*PROBLEM*
Please retype the data in full and exactly; the pictures are not part of the copy.

───── RECORDED INFORMATION ─────

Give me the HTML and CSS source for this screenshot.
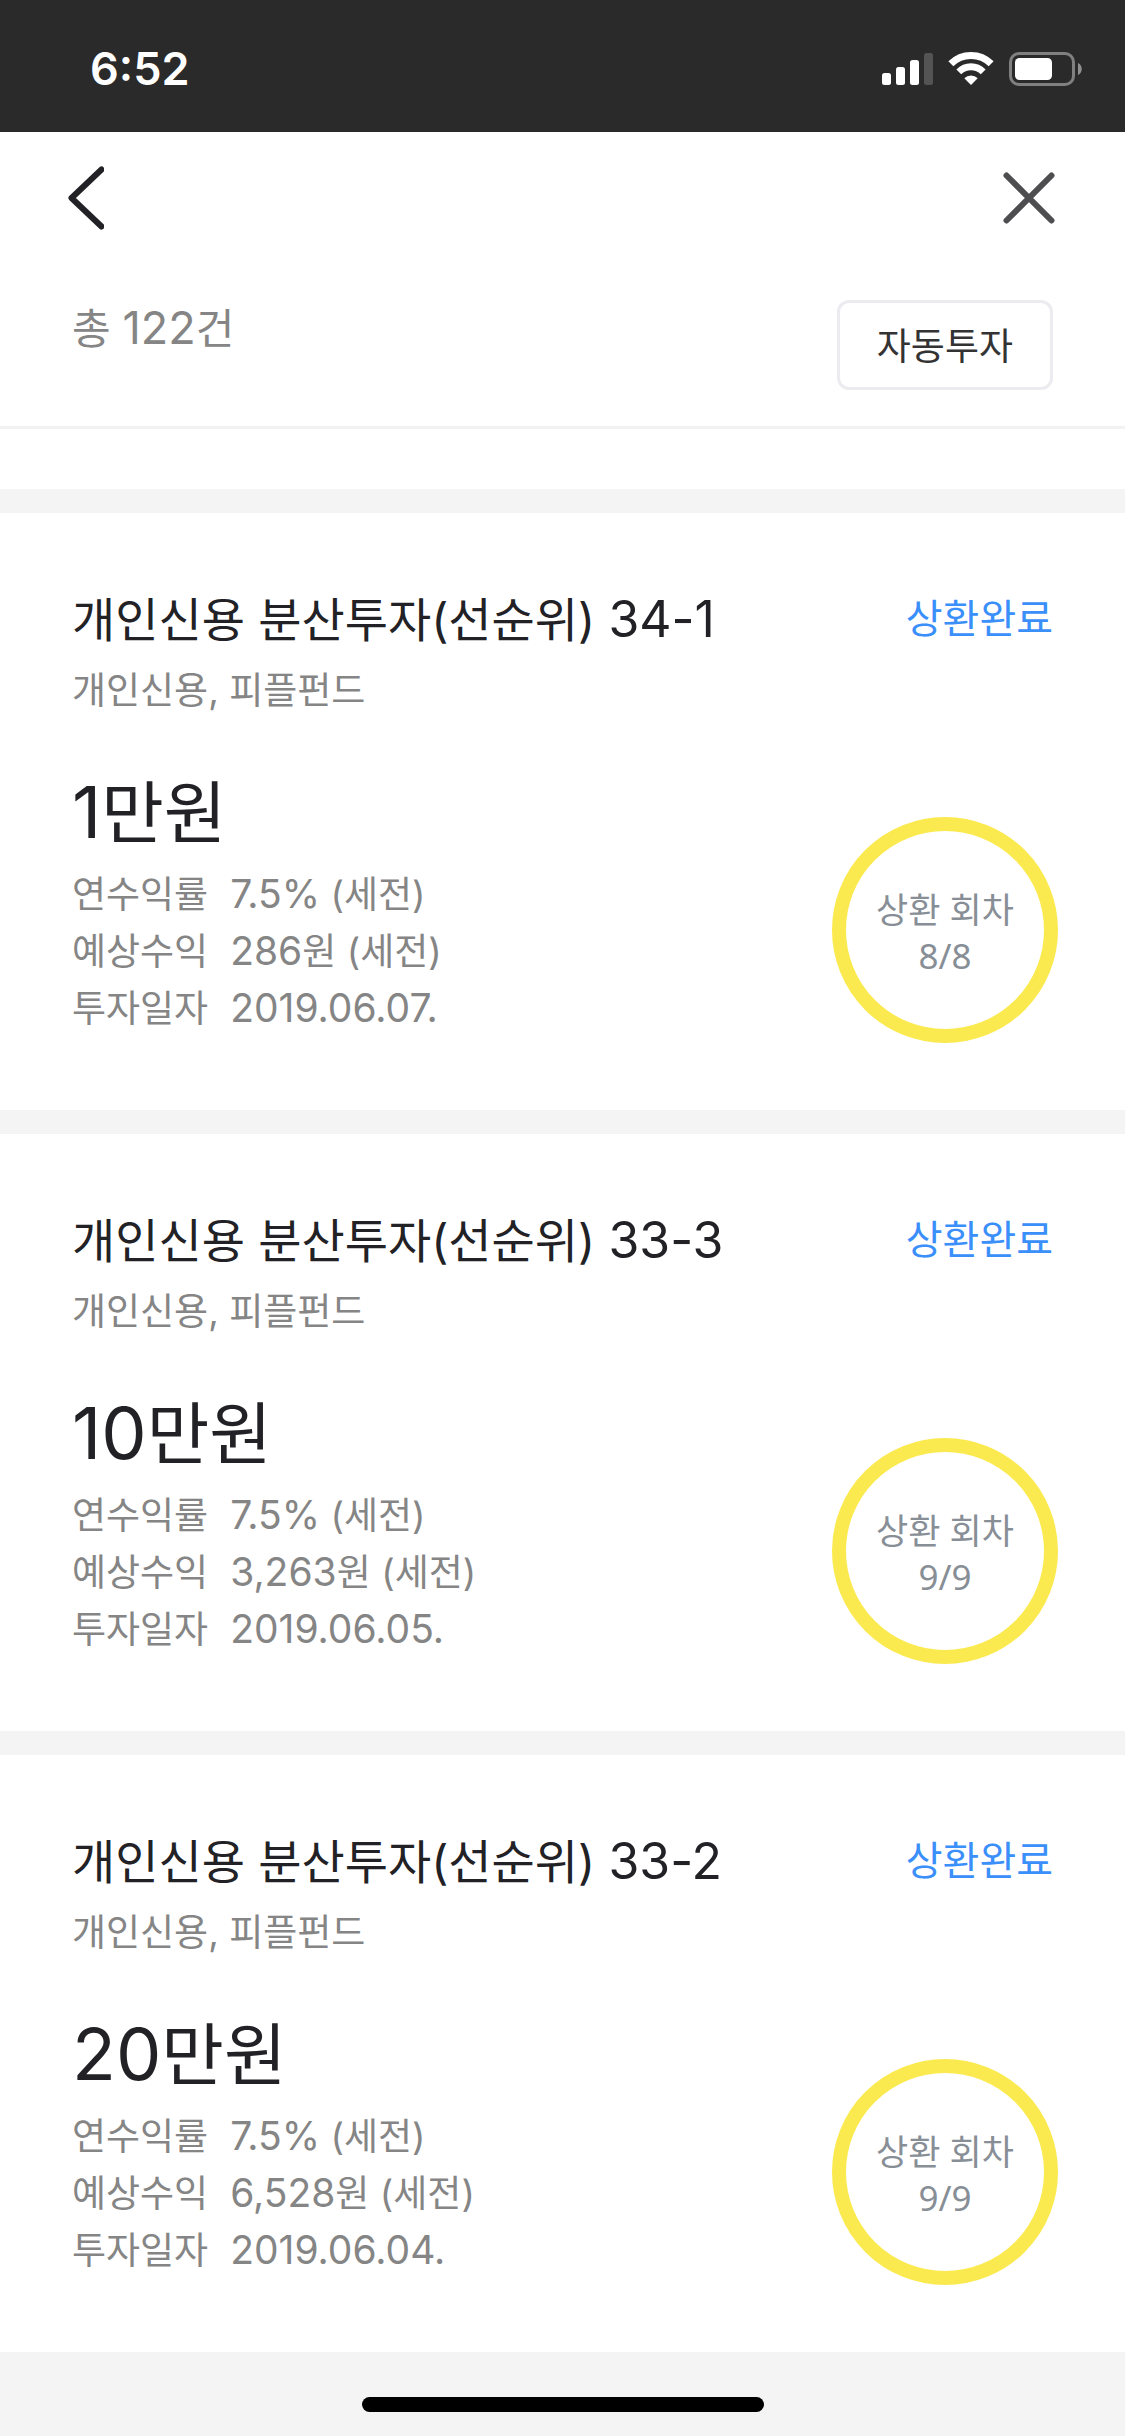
FILE: index.html
```html
<!DOCTYPE html>
<html lang="ko">
<head>
<meta charset="utf-8">
<meta name="viewport" content="width=device-width, initial-scale=1">
<title>투자 내역</title>
<link rel="stylesheet" href="styles.css">
</head>
<body>
<div class="status-bar">
  <span class="clock">6:52</span>
  <div class="indicators">
    <svg width="51" height="34" viewBox="0 0 51 34" aria-hidden="true">
      <g fill="#fff"><rect x="0" y="21" width="9" height="12" rx="2.5"/><rect x="14" y="15" width="9" height="18" rx="2.5"/><rect x="28" y="8" width="9" height="25" rx="2.5"/></g>
      <rect x="42" y="1" width="9" height="32" rx="2.5" fill="#545454"/>
    </svg>
    <svg width="46" height="34" viewBox="0 0 46 34" aria-hidden="true">
      <g fill="none" stroke="#fff"><path stroke-width="7" d="M2.85 11.85A28.5 28.5 0 0 1 43.15 11.85"/><path stroke-width="6.8" d="M10.8 19.8A17.3 17.3 0 0 1 35.2 19.8"/></g>
      <path fill="#fff" d="M16.3 26.3A9.5 9.5 0 0 1 29.7 26.3L23 33Z"/>
    </svg>
    <svg width="73" height="34" viewBox="0 0 73 34" aria-hidden="true">
      <rect x="1.5" y="1.5" width="63" height="31" rx="8.5" fill="none" stroke="#808080" stroke-width="3"/>
      <rect x="6" y="6" width="37" height="22" rx="4.5" fill="#fff"/>
      <path fill="#909090" d="M69 11C74 13 74 21 69 23Z"/>
    </svg>
  </div>
</div>

<nav class="nav">
  <button class="icon-button" type="button" aria-label="뒤로">
    <svg width="36" height="64" viewBox="0 0 36 64" fill="none" stroke="#222226" stroke-width="6" stroke-linecap="round" stroke-linejoin="round"><path d="M33.5 3.5L3.5 32L33.5 60.5"/></svg>
  </button>
  <button class="icon-button" type="button" aria-label="닫기">
    <svg width="52" height="52" viewBox="0 0 52 52" fill="none" stroke="#4e4e50" stroke-width="6" stroke-linecap="round"><path d="M3.5 3.5L48.5 48.5M48.5 3.5L3.5 48.5"/></svg>
  </button>
</nav>

<header class="toolbar">
  <p class="count">총 <span class="count-number">122</span>건</p>
  <button class="auto-button" type="button">자동투자</button>
</header>

<main class="list">
  <article class="card">
    <div class="card-head">
      <h2 class="title">개인신용 분산투자(선순위) <span class="title-number">34-1</span></h2>
      <span class="state">상환완료</span>
    </div>
    <p class="subtitle">개인신용, 피플펀드</p>
    <div class="card-body">
      <div>
        <p class="amount"><span class="amount-number">1</span>만원</p>
        <dl class="details">
          <dt>연수익률</dt><dd><span class="number">7.5%</span> (세전)</dd>
          <dt>예상수익</dt><dd><span class="number">286</span>원 (세전)</dd>
          <dt>투자일자</dt><dd><span class="number">2019.06.07.</span></dd>
        </dl>
      </div>
      <div class="ring"><span>상환 회차</span><span>8/8</span></div>
    </div>
  </article>

  <article class="card">
    <div class="card-head">
      <h2 class="title">개인신용 분산투자(선순위) <span class="title-number">33-3</span></h2>
      <span class="state">상환완료</span>
    </div>
    <p class="subtitle">개인신용, 피플펀드</p>
    <div class="card-body">
      <div>
        <p class="amount"><span class="amount-number">10</span>만원</p>
        <dl class="details">
          <dt>연수익률</dt><dd><span class="number">7.5%</span> (세전)</dd>
          <dt>예상수익</dt><dd><span class="number">3,263</span>원 (세전)</dd>
          <dt>투자일자</dt><dd><span class="number">2019.06.05.</span></dd>
        </dl>
      </div>
      <div class="ring"><span>상환 회차</span><span>9/9</span></div>
    </div>
  </article>

  <article class="card">
    <div class="card-head">
      <h2 class="title">개인신용 분산투자(선순위) <span class="title-number">33-2</span></h2>
      <span class="state">상환완료</span>
    </div>
    <p class="subtitle">개인신용, 피플펀드</p>
    <div class="card-body">
      <div>
        <p class="amount"><span class="amount-number">20</span>만원</p>
        <dl class="details">
          <dt>연수익률</dt><dd><span class="number">7.5%</span> (세전)</dd>
          <dt>예상수익</dt><dd><span class="number">6,528</span>원 (세전)</dd>
          <dt>투자일자</dt><dd><span class="number">2019.06.04.</span></dd>
        </dl>
      </div>
      <div class="ring"><span>상환 회차</span><span>9/9</span></div>
    </div>
  </article>
</main>

<footer class="home-area"><div class="home-bar"></div></footer>
</body>
</html>
```
FILE: styles.css
```css
* { box-sizing: border-box; }

body {
  margin: 0;
  background: #f4f4f4;
  color: #222226;
  font-family: Inter, "Noto Sans CJK KR", sans-serif;
  font-size: 37px;
}

h2, p, dl, dd { margin: 0; font-weight: 400; }

button {
  padding: 0;
  border: 0;
  background: none;
  color: inherit;
  font: inherit;
}

.status-bar {
  display: flex;
  align-items: center;
  justify-content: space-between;
  height: 132px;
  padding: 6px 43px 0 90px;
  background: #2a2a2a;
  color: #fff;
}

.clock {
  font-size: 45px;
  font-weight: 600;
  line-height: 54px;
}

.indicators { display: flex; gap: 15px; }

.nav {
  display: flex;
  align-items: center;
  justify-content: space-between;
  height: 132px;
  padding: 0 70px 0 68px;
  background: #fff;
}

.icon-button { display: flex; }

.toolbar {
  display: flex;
  align-items: flex-start;
  justify-content: space-between;
  padding: 36px 72px;
  border-bottom: 3px solid #f2f2f2;
  background: #fff;
}

.count {
  color: #858585;
  font-size: 42px;
  line-height: 57px;
}

.count-number,
.title-number,
.amount-number,
.number { line-height: 1; }

.count-number { font-size: 45px; }

.auto-button {
  height: 90px;
  padding: 0 37px 3px;
  border: 3px solid #ebebf0;
  border-radius: 12px;
  color: #333;
}

.list {
  padding-top: 60px;
  background: #fff;
}

.card {
  padding: 77px 67px 67px 72px;
  border-top: 24px solid #f4f4f4;
}

.card-head {
  display: flex;
  align-items: flex-start;
  justify-content: space-between;
  padding-right: 5px;
}

.title {
  font-size: 47px;
  line-height: 60px;
}

.title-number { font-size: 50px; }

.state {
  color: #3b8ffb;
  font-size: 40px;
  line-height: 57px;
}

.subtitle {
  margin-top: 17px;
  color: #858585;
  line-height: 48px;
}

.card-body {
  display: flex;
  align-items: flex-end;
  justify-content: space-between;
  margin-top: 56px;
}

.amount {
  font-size: 68px;
  line-height: 84px;
}

.amount-number { font-size: 72px; }

.details {
  display: grid;
  grid-template-columns: max-content 1fr;
  column-gap: 22px;
  margin: 11px 0 6px;
  color: #858585;
  line-height: 57px;
}

.number { font-size: 39px; }

.ring {
  display: flex;
  flex-direction: column;
  align-items: center;
  justify-content: center;
  width: 226px;
  height: 226px;
  padding-top: 5px;
  border: 14px solid #fbea4f;
  border-radius: 50%;
  color: #878e96;
  font-family: "Noto Sans", "Noto Sans CJK KR", sans-serif;
  font-size: 35px;
  line-height: 46px;
}

.home-area {
  padding: 45px 0 24px;
}

.home-bar {
  width: 402px;
  height: 15px;
  margin: 0 auto;
  border-radius: 8px;
  background: #000;
}
```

─────

*FULL SOLUTION*
Give me the HTML and CSS source for this screenshot.
FILE: index.html
```html
<!DOCTYPE html>
<html lang="ko">
<head>
<meta charset="utf-8">
<meta name="viewport" content="width=device-width, initial-scale=1">
<title>투자 내역</title>
<link rel="stylesheet" href="styles.css">
</head>
<body>
<div class="status-bar">
  <span class="clock">6:52</span>
  <div class="indicators">
    <svg width="51" height="34" viewBox="0 0 51 34" aria-hidden="true">
      <g fill="#fff"><rect x="0" y="21" width="9" height="12" rx="2.5"/><rect x="14" y="15" width="9" height="18" rx="2.5"/><rect x="28" y="8" width="9" height="25" rx="2.5"/></g>
      <rect x="42" y="1" width="9" height="32" rx="2.5" fill="#545454"/>
    </svg>
    <svg width="46" height="34" viewBox="0 0 46 34" aria-hidden="true">
      <g fill="none" stroke="#fff"><path stroke-width="7" d="M2.85 11.85A28.5 28.5 0 0 1 43.15 11.85"/><path stroke-width="6.8" d="M10.8 19.8A17.3 17.3 0 0 1 35.2 19.8"/></g>
      <path fill="#fff" d="M16.3 26.3A9.5 9.5 0 0 1 29.7 26.3L23 33Z"/>
    </svg>
    <svg width="73" height="34" viewBox="0 0 73 34" aria-hidden="true">
      <rect x="1.5" y="1.5" width="63" height="31" rx="8.5" fill="none" stroke="#808080" stroke-width="3"/>
      <rect x="6" y="6" width="37" height="22" rx="4.5" fill="#fff"/>
      <path fill="#909090" d="M69 11C74 13 74 21 69 23Z"/>
    </svg>
  </div>
</div>

<nav class="nav">
  <button class="icon-button" type="button" aria-label="뒤로">
    <svg width="36" height="64" viewBox="0 0 36 64" fill="none" stroke="#222226" stroke-width="6" stroke-linecap="round" stroke-linejoin="round"><path d="M33.5 3.5L3.5 32L33.5 60.5"/></svg>
  </button>
  <button class="icon-button" type="button" aria-label="닫기">
    <svg width="52" height="52" viewBox="0 0 52 52" fill="none" stroke="#4e4e50" stroke-width="6" stroke-linecap="round"><path d="M3.5 3.5L48.5 48.5M48.5 3.5L3.5 48.5"/></svg>
  </button>
</nav>

<header class="toolbar">
  <p class="count">총 <span class="count-number">122</span>건</p>
  <button class="auto-button" type="button">자동투자</button>
</header>

<main class="list">
  <article class="card">
    <div class="card-head">
      <h2 class="title">개인신용 분산투자(선순위) <span class="title-number">34-1</span></h2>
      <span class="state">상환완료</span>
    </div>
    <p class="subtitle">개인신용, 피플펀드</p>
    <div class="card-body">
      <div>
        <p class="amount"><span class="amount-number">1</span>만원</p>
        <dl class="details">
          <dt>연수익률</dt><dd><span class="number">7.5%</span> (세전)</dd>
          <dt>예상수익</dt><dd><span class="number">286</span>원 (세전)</dd>
          <dt>투자일자</dt><dd><span class="number">2019.06.07.</span></dd>
        </dl>
      </div>
      <div class="ring"><span>상환 회차</span><span>8/8</span></div>
    </div>
  </article>

  <article class="card">
    <div class="card-head">
      <h2 class="title">개인신용 분산투자(선순위) <span class="title-number">33-3</span></h2>
      <span class="state">상환완료</span>
    </div>
    <p class="subtitle">개인신용, 피플펀드</p>
    <div class="card-body">
      <div>
        <p class="amount"><span class="amount-number">10</span>만원</p>
        <dl class="details">
          <dt>연수익률</dt><dd><span class="number">7.5%</span> (세전)</dd>
          <dt>예상수익</dt><dd><span class="number">3,263</span>원 (세전)</dd>
          <dt>투자일자</dt><dd><span class="number">2019.06.05.</span></dd>
        </dl>
      </div>
      <div class="ring"><span>상환 회차</span><span>9/9</span></div>
    </div>
  </article>

  <article class="card">
    <div class="card-head">
      <h2 class="title">개인신용 분산투자(선순위) <span class="title-number">33-2</span></h2>
      <span class="state">상환완료</span>
    </div>
    <p class="subtitle">개인신용, 피플펀드</p>
    <div class="card-body">
      <div>
        <p class="amount"><span class="amount-number">20</span>만원</p>
        <dl class="details">
          <dt>연수익률</dt><dd><span class="number">7.5%</span> (세전)</dd>
          <dt>예상수익</dt><dd><span class="number">6,528</span>원 (세전)</dd>
          <dt>투자일자</dt><dd><span class="number">2019.06.04.</span></dd>
        </dl>
      </div>
      <div class="ring"><span>상환 회차</span><span>9/9</span></div>
    </div>
  </article>
</main>

<footer class="home-area"><div class="home-bar"></div></footer>
</body>
</html>
```
FILE: styles.css
```css
* { box-sizing: border-box; }

body {
  margin: 0;
  background: #f4f4f4;
  color: #222226;
  font-family: Inter, "Noto Sans CJK KR", sans-serif;
  font-size: 37px;
}

h2, p, dl, dd { margin: 0; font-weight: 400; }

button {
  padding: 0;
  border: 0;
  background: none;
  color: inherit;
  font: inherit;
}

.status-bar {
  display: flex;
  align-items: center;
  justify-content: space-between;
  height: 132px;
  padding: 6px 43px 0 90px;
  background: #2a2a2a;
  color: #fff;
}

.clock {
  font-size: 45px;
  font-weight: 600;
  line-height: 54px;
}

.indicators { display: flex; gap: 15px; }

.nav {
  display: flex;
  align-items: center;
  justify-content: space-between;
  height: 132px;
  padding: 0 70px 0 68px;
  background: #fff;
}

.icon-button { display: flex; }

.toolbar {
  display: flex;
  align-items: flex-start;
  justify-content: space-between;
  padding: 36px 72px;
  border-bottom: 3px solid #f2f2f2;
  background: #fff;
}

.count {
  color: #858585;
  font-size: 42px;
  line-height: 57px;
}

.count-number,
.title-number,
.amount-number,
.number { line-height: 1; }

.count-number { font-size: 45px; }

.auto-button {
  height: 90px;
  padding: 0 37px 3px;
  border: 3px solid #ebebf0;
  border-radius: 12px;
  color: #333;
}

.list {
  padding-top: 60px;
  background: #fff;
}

.card {
  padding: 77px 67px 67px 72px;
  border-top: 24px solid #f4f4f4;
}

.card-head {
  display: flex;
  align-items: flex-start;
  justify-content: space-between;
  padding-right: 5px;
}

.title {
  font-size: 47px;
  line-height: 60px;
}

.title-number { font-size: 50px; }

.state {
  color: #3b8ffb;
  font-size: 40px;
  line-height: 57px;
}

.subtitle {
  margin-top: 17px;
  color: #858585;
  line-height: 48px;
}

.card-body {
  display: flex;
  align-items: flex-end;
  justify-content: space-between;
  margin-top: 56px;
}

.amount {
  font-size: 68px;
  line-height: 84px;
}

.amount-number { font-size: 72px; }

.details {
  display: grid;
  grid-template-columns: max-content 1fr;
  column-gap: 22px;
  margin: 11px 0 6px;
  color: #858585;
  line-height: 57px;
}

.number { font-size: 39px; }

.ring {
  display: flex;
  flex-direction: column;
  align-items: center;
  justify-content: center;
  width: 226px;
  height: 226px;
  padding-top: 5px;
  border: 14px solid #fbea4f;
  border-radius: 50%;
  color: #878e96;
  font-family: "Noto Sans", "Noto Sans CJK KR", sans-serif;
  font-size: 35px;
  line-height: 46px;
}

.home-area {
  padding: 45px 0 24px;
}

.home-bar {
  width: 402px;
  height: 15px;
  margin: 0 auto;
  border-radius: 8px;
  background: #000;
}
```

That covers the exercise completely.